For me, and it might be different for you for sure, but looking at things that way now, I have opened up so many new things I am thinking about trying. This confidence in me says 'try it, because even if it is hard (which it will be because new things scare the s**t out of me) you can do it and by doing that thing, you might feel all those good benefits everyone raves on and on about.
Extra bonus parts of the blog today: weighed today at 98.4kg which I think is the lowest I have been in about 8 years and I am absolutely over the moon with that. Also, talking about finding new things scary, I tried hack squats today and loved it at the gym, and I wore shorts, and just my bra because leg days make me sweat like nothing else.
But I did that.
Mindset changes everything and each change I make helps me realise I should trust this new thing I've found because I think it knows what it best for me.
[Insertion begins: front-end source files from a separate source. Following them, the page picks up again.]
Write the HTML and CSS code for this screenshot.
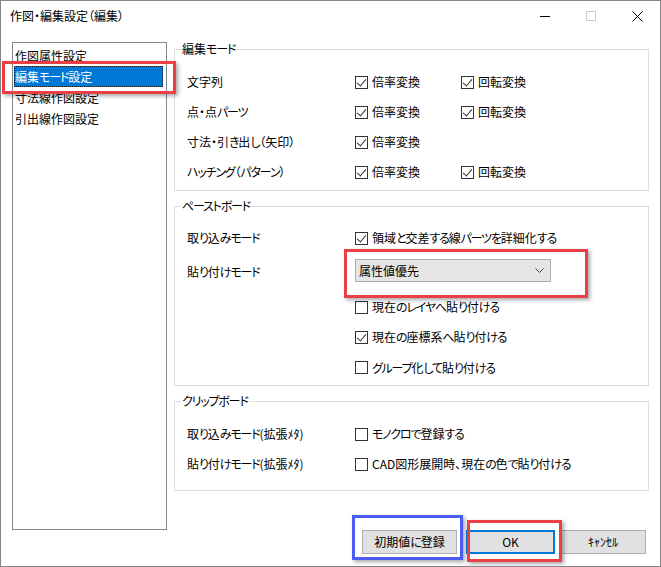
FILE: index.html
```html
<!DOCTYPE html>
<html lang="ja">
<head>
<meta charset="utf-8">
<title>作図・編集設定（編集）</title>
<link rel="stylesheet" href="styles.css">
</head>
<body>
<div class="window">
  <div class="titlebar">
    <span class="title">作図・編集設定（編集）</span>
    <div class="caption-btns">
      <span class="cap"><svg width="10" height="10" viewBox="0 0 10 10"><path d="M0 5.5h10" stroke="#000" stroke-width="1"/></svg></span>
      <span class="cap"><svg width="10" height="10" viewBox="0 0 10 10"><rect x="0.5" y="0.5" width="9" height="9" fill="none" stroke="#cccccc"/></svg></span>
      <span class="cap"><svg width="11" height="11" viewBox="0 0 11 11"><path d="M0.5 0.5L10.5 10.5M10.5 0.5L0.5 10.5" stroke="#000" stroke-width="1"/></svg></span>
    </div>
  </div>

  <div class="body">
    <ul class="list">
      <li class="item">作図属性設定</li>
      <li class="item selected">編集<span class="k">モード</span>設定</li>
      <li class="item">寸法線作図設定</li>
      <li class="item">引出線作図設定</li>
    </ul>

    <div class="right">
      <fieldset class="group g1">
        <legend>編集<span class="k">モード</span></legend>
        <div class="rows">
          <div class="row"><span class="lbl">文字列</span>
            <span class="chk"><span class="cb on"></span><span class="txt">倍率変換</span></span>
            <span class="chk"><span class="cb on"></span><span class="txt">回転変換</span></span></div>
          <div class="row"><span class="lbl">点・点<span class="k">パーツ</span></span>
            <span class="chk"><span class="cb on"></span><span class="txt">倍率変換</span></span>
            <span class="chk"><span class="cb on"></span><span class="txt">回転変換</span></span></div>
          <div class="row"><span class="lbl">寸法・引<span class="k">き</span>出<span class="k">し</span>（矢印）</span>
            <span class="chk"><span class="cb on"></span><span class="txt">倍率変換</span></span></div>
          <div class="row"><span class="lbl"><span class="k">ハッチング</span>（<span class="k">パターン</span>）</span>
            <span class="chk"><span class="cb on"></span><span class="txt">倍率変換</span></span>
            <span class="chk"><span class="cb on"></span><span class="txt">回転変換</span></span></div>
        </div>
      </fieldset>

      <fieldset class="group g2">
        <legend><span class="k">ペーストボード</span></legend>
        <div class="rows">
          <div class="row"><span class="lbl">取<span class="k">り</span>込<span class="k">みモード</span></span>
            <span class="chk wide"><span class="cb on"></span><span class="txt">領域<span class="k">と</span>交差<span class="k">する</span>線<span class="k">パーツを</span>詳細化<span class="k">する</span></span></span></div>
          <div class="row tall"><span class="lbl lbl-top">貼<span class="k">り</span>付<span class="k">けモード</span></span>
            <div class="select"><span>属性値優先</span><svg width="9" height="5" viewBox="0 0 9 5"><path d="M0.5 0.5L4.5 4.5L8.5 0.5" fill="none" stroke="#444" stroke-width="1"/></svg></div></div>
          <div class="row"><span class="lbl"></span>
            <span class="chk wide"><span class="cb"></span><span class="txt">現在<span class="k">のレイヤへ</span>貼<span class="k">り</span>付<span class="k">ける</span></span></span></div>
          <div class="row"><span class="lbl"></span>
            <span class="chk wide"><span class="cb on"></span><span class="txt">現在<span class="k">の</span>座標系<span class="k">へ</span>貼<span class="k">り</span>付<span class="k">ける</span></span></span></div>
          <div class="row last"><span class="lbl"></span>
            <span class="chk wide"><span class="cb"></span><span class="txt"><span class="k">グループ</span>化<span class="k">して</span>貼<span class="k">り</span>付<span class="k">ける</span></span></span></div>
        </div>
      </fieldset>

      <fieldset class="group g3">
        <legend><span class="k">クリップボード</span></legend>
        <div class="rows">
          <div class="row"><span class="lbl">取<span class="k">り</span>込<span class="k">みモード</span>(拡張ﾒﾀ)</span>
            <span class="chk wide"><span class="cb"></span><span class="txt"><span class="k">モノクロで</span>登録<span class="k">する</span></span></span></div>
          <div class="row"><span class="lbl">貼<span class="k">り</span>付<span class="k">けモード</span>(拡張ﾒﾀ)</span>
            <span class="chk wide"><span class="cb"></span><span class="txt">CAD図形展開時、現在<span class="k">の</span>色<span class="k">で</span>貼<span class="k">り</span>付<span class="k">ける</span></span></span></div>
        </div>
      </fieldset>

      <div class="buttons">
        <button class="btn b-init">初期値<span class="k">に</span>登録</button>
        <button class="btn b-ok">OK</button>
        <button class="btn b-cancel">ｷｬﾝｾﾙ</button>
      </div>
    </div>
  </div>

  <div class="anno red a-list"></div>
  <div class="anno red a-select"></div>
  <div class="anno blue a-init"></div>
  <div class="anno red a-ok"></div>
</div>
</body>
</html>
```

FILE: styles.css
```css
* { box-sizing: border-box; }

html, body {
  margin: 0;
  padding: 0;
  background: #ffffff;
}

body {
  font-family: "Noto Sans CJK JP", "Noto Sans", sans-serif;
  font-size: 12px;
  color: #000;
  font-feature-settings: "palt";
}

/* kana runs are narrower in the original UI font */
.k { letter-spacing: -1.2px; }

.window {
  position: relative;
  width: 661px;
  height: 567px;
  border: 1px solid #858585;
  background: #fff;
  overflow: hidden;
}

/* title bar */
.titlebar {
  height: 30px;
  display: flex;
  align-items: center;
  padding-left: 9px;
}
.title { line-height: 14px; }
.caption-btns {
  margin-left: auto;
  display: flex;
  height: 30px;
}
.cap {
  width: 46px;
  height: 30px;
  display: flex;
  align-items: center;
  justify-content: center;
}
.cap svg { display: block; }

/* body */
.body {
  display: flex;
  gap: 7px;
  padding: 11px 0 0 11px;
}

.list {
  list-style: none;
  margin: 0;
  width: 155px;
  height: 488px;
  border: 1px solid #828790;
  padding: 2px 3px 0 1px;
}
.item {
  height: 21px;
  line-height: 21px;
  padding-left: 1px;
  white-space: nowrap;
}
.item.selected {
  background: #0078d7;
  color: #fff;
  outline: 1px dotted #1a1a1a;
  outline-offset: -1px;
}

.right {
  width: 475px;
  display: flex;
  flex-direction: column;
}

/* group boxes */
.group {
  margin: 0;
  padding: 0;
  border: 1px solid #dcdcdc;
  min-width: 0;
}
.group + .group { margin-top: 8px; }
.group legend {
  margin-left: 6px;
  padding: 0 1px;
  line-height: 14px;
}

.rows { padding-left: 12px; }
.g1 .rows { padding-top: 11px; padding-bottom: 3px; }
.g2 .rows { padding-top: 10px; padding-bottom: 2px; }
.g3 .rows { padding-top: 11px; padding-bottom: 11px; }

.row {
  display: grid;
  grid-template-columns: 168px 106px auto;
  align-items: center;
  height: 30px;
}
.row.tall { height: 39px; align-items: start; }
.row.last { height: 31px; }
.lbl { line-height: 14px; white-space: nowrap; }
.lbl-top { margin-top: 12px; }

.chk {
  display: flex;
  align-items: center;
  gap: 4px;
  line-height: 14px;
  white-space: nowrap;
}
.chk.wide { grid-column: 2 / 4; }
.txt { display: block; }

.cb {
  width: 13px;
  height: 13px;
  border: 1px solid #333;
  background: #fff;
  flex: none;
  position: relative;
}
.cb.on::after {
  content: "";
  position: absolute;
  left: 3px;
  top: 0px;
  width: 4px;
  height: 8px;
  border-right: 1px solid #333;
  border-bottom: 1px solid #333;
  transform: rotate(40deg);
  transform-origin: center;
}

.select {
  grid-column: 2 / 4;
  margin-top: 6px;
  width: 196px;
  height: 23px;
  border: 1px solid #adadad;
  background: #e5e5e5;
  display: flex;
  align-items: center;
  justify-content: space-between;
  padding: 0 6px 0 3px;
  line-height: 14px;
}
.select svg { display: block; }

/* buttons */
.buttons {
  margin-top: 39px;
  display: flex;
  justify-content: flex-end;
  padding-right: 3px;
}
.btn {
  height: 24px;
  font-family: inherit;
  font-size: 12px;
  font-feature-settings: "palt";
  color: #000;
  background: #e1e1e1;
  border: 1px solid #adadad;
  padding: 0;
  line-height: 14px;
}
.b-init { width: 95px; }
.b-ok {
  width: 89px;
  margin-left: 9px;
  border: 2px solid #0078d7;
}
.b-cancel { width: 86px; margin-left: 5px; }

/* screenshot annotations */
.anno {
  position: absolute;
  border: 3px solid #ea3f45;
  box-shadow: 2px 2px 4px rgba(0, 0, 0, 0.35);
}
.anno.blue { border-color: #4a5cf3; }
.a-list { left: 1px; top: 60px; width: 174px; height: 33px; }
.a-select { left: 343px; top: 248px; width: 244px; height: 49px; }
.a-init { left: 351px; top: 514px; width: 111px; height: 45px; }
.a-ok { left: 466px; top: 519px; width: 95px; height: 42px; }
```
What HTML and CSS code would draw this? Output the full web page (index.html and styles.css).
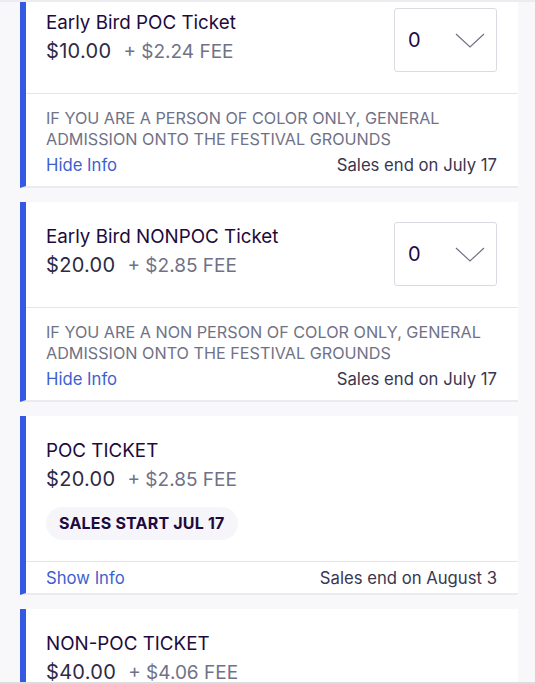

I have a good blog post idea in mind about why I moved gyms and how the change has helped me reset but that will be a long one so I'm keeping that for another day. For now though, here is a before and after of the first day at my new gym and today, which shows 1st May to 7th June. The difference in everything is so, so good and I feel it. It's like I've got my mojo back and I couldn't be happier.
No PT for now although I do have one lined up (another blog post about that decision coming soon too!) but the progress I have seen over these 37 days has been nothing short of phenomenal. And considering I leg pressed 140kg for 15, I'm definitely going to be at 150kg by the end of the year! Happy happy days!
If you made it to the end, well done, and thank you for sticking with me on this one, I know it was a bit of a read. I'd love to know if it resonates with you or if you have any similar experiences or thoughts you would like to share.
Off to bed now because I've also realised that sleep is easier when you weigh less than a baby elephant too!